By that time he had calmed down somewhat and as we treaded water and I asked him if he knew of anyone not getting off. Before he could answer me the USS Swerve’s bow slid under the water and we were both silent for a few minutes. He turned to me and started telling me about Jones who had relieved Harrison on the phones on the fan tail. “I knew he couldn’t have lived through the deal for he was blown about 30 feet in the air when we hit the mine.”

We separated and I swam up along side Gabronski. A signalman and he didn’t look so good. “Are you alright, buddy?” I asked him.

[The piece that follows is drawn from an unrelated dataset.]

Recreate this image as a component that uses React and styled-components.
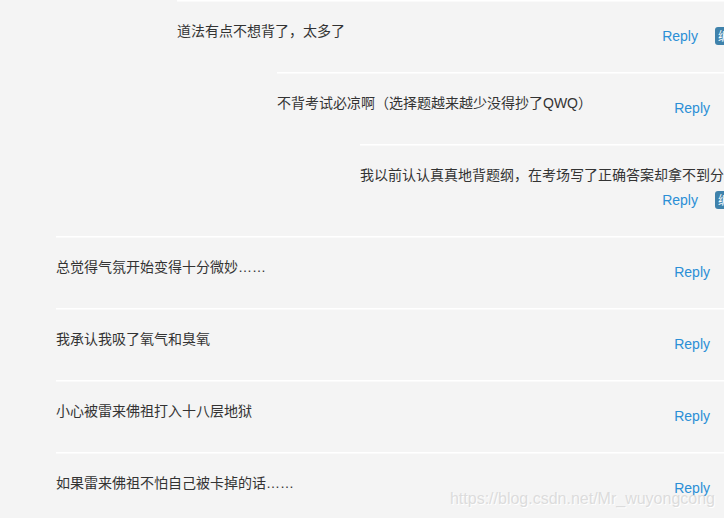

“I think my leg and hip is busted, he answered. “I can’t move my leg.”

“Take it easy, maybe the radioman got off an S.O.S. Something should show up to pick us up.” I assured him.

For about the fifth time I grabbed the tube to my life belt and blew it up again. I was completely pooped out. About this time I was also half sick from salt water I had swallowed and felt like heaving my guts out. The life belt had slipped down around my fanny and was keeping it out of the water more than my head. If I could figure out how to breathe through it I would have it made.

Over on my left but too far away to recognize the characters are a couple of sailors astride a paravane that must have broken loose. The paravane was rolling over, but these guys were hanging on for dear life. Just like a bucking bronco in a rodeo...

This account was taken from handwritten notes found among some old papers and documents 35 years after the death of Darrell Jackson. Maybe there are more left to find that will complete the story.